Take an inventory of your top ten memories

There’s a saying, “You’re only as good as your last performance.” For example, an author might say, “You’re only as good as your last article.”

That’s all good until you experience a setback—or perhaps an unfortunate streak of them. If you buy too heavily into the statement, “You’re only as good as your last performance,” you may experience a tendency to thrash. While it can be a motivating experience, trying harder can also sometimes backfire.

As you try harder, your work may still not reflect that effort. Your work isn’t producing the results that it should be. Some factors will be in your control, others outside of it. You experience worry; you start to wonder if you’re developing a slump, or if you’ll ever be good again. (See also predictive processing theory and self-fulfilling prophecies.)

A short-term memory is brittle. A long-term appreciation for yourself and your work is flexible.

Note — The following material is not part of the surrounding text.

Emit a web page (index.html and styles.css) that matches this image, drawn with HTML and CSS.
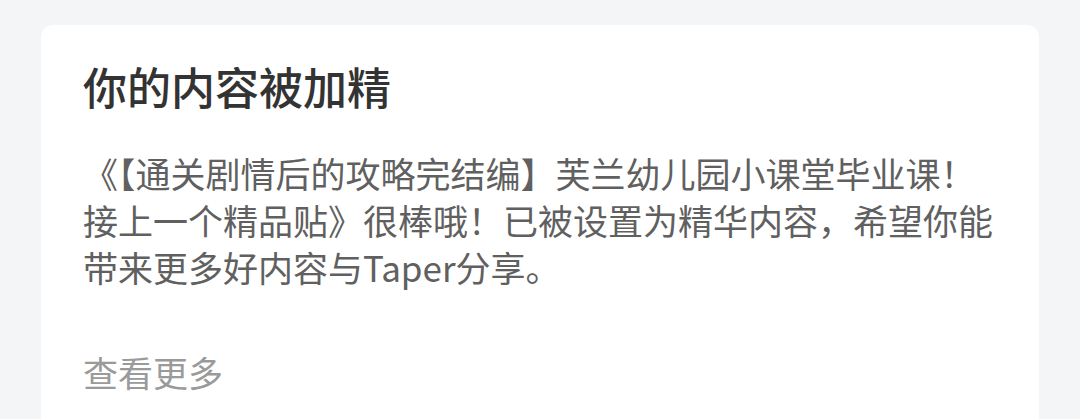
FILE: index.html
```html
<!DOCTYPE html>
<html lang="zh-CN">
<head>
<meta charset="utf-8">
<link rel="stylesheet" href="styles.css">
</head>
<body>
<div class="page">
  <div class="card">
    <h1 class="title">你的内容被加精</h1>
    <p class="content">《【通关剧情后的攻略完结编】芙兰幼儿园小课堂毕业课！接上一个精品贴》很棒哦！已被设置为精华内容，希望你能带来更多好内容与Taper分享。</p>
    <div class="more">查看更多</div>
  </div>
</div>
</body>
</html>
```
FILE: styles.css
```css
html, body {
  margin: 0;
  padding: 0;
  background: #f4f5f7;
  font-family: "Noto Sans CJK SC", "Noto Sans", sans-serif;
}
.page {
  padding: 25px 41px 0 41px;
  height: 419px;
  box-sizing: border-box;
  overflow: hidden;
}
.card {
  background: #ffffff;
  border-radius: 12px;
  padding: 35px 42px 60px 42px;
}
.title {
  margin: 0;
  font-size: 44px;
  line-height: 52px;
  font-weight: 500;
  color: #333333;
}
.content {
  margin: 37px 0 0 0;
  font-size: 35px;
  line-height: 47px;
  color: #606060;
}
.more {
  margin-top: 59px;
  font-size: 35px;
  line-height: 46px;
  color: #9a9a9a;
}
```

While your recent performances are important, it helps to develop a longer-term memory of your extensive body of work. In The Confident Mind, Dr. Nate Zinsser shares an exercise which he calls the Top Ten. Here are some excerpts of the prompt:

Think back to when you first started participating in your chosen field (from here on in I’ll use this term, chosen field, to refer to whatever it is that matters most to you and whatever it is that you desire to excel in—your chosen sport, profession, etc.). What did you enjoy about that activity? What made it cool, or fun, or interesting for you? It may be hard to put a finger on it but I’m sure there’s a feeling, a rather special feeling, back there in your memory. Center yourself on that feeling and just sit with it for a moment. What’s the “picture” that comes right along with that feeling, the still photo that pops up or the short video that plays in your mind as you feel it? Whatever it is, that’s the first deposit into your mental bank account, the seed money that will grow into a personal fortune.…

Let’s mine your past for some forgotten gems and deposit those valuable memories into your bank account. This is an exercise I call the Top Ten. As the title suggests, it’s about bringing the ten most-encouraging, most-energizing memories out of the dark recess of your mind and polishing up those jewels of thought so they radiate their brilliance back to you. Get out a blank piece of paper, put “My Top Ten” at the top of the page, and write out a list of ten accomplishments in your chosen field….

If you’re a “white-collar athlete,” one of the zillions of people who work daily to turn the wheels of the economy, compose a list of the projects you’ve completed, the clients you’ve served well, the contributions you’ve made to your organization’s success. If you’re a student, put down the papers you’ve gotten your best grades on, the compliments you’ve received from teachers, the exciting ideas or concepts you’ve learned.

Your list need not be awe-inspiring or jaw-dropping to serve as valuable deposits into your mental bank account. It doesn’t matter if you haven’t won a world championship or a Nobel Prize, or even your local tennis club’s annual Fourth of July tournament. Whatever you accomplished in your own life qualifies.

Here’s an example Zinsser shares:

This inventory of memories can also appear as a happiness folder, a confidence portfolio, or a brag sheet.

As you start mapping out your Top Ten, you’ll also start getting hints to what your strengths are. As Dr. Julie Gurner writes, when you’re good at the work, you experience better outcomes, you gain more positive and valuable feedback, and you feel better about your abilities; that’s how you develop confidence. She writes, “At first you’ll just feel really good about what you’re doing. Then, you’ll crave more.

“The confidence to take these leaps is how people scale.”

To be clear, no job title is permanent; you continue to earn it by doing the work. You do need to write in order to call yourself a writer. You need to make art to call yourself an artist. You need to be making one collection per season to call yourself a fashion designer. 

You are both only as good as your last performance, and your entire body of work. Oscillate between the two.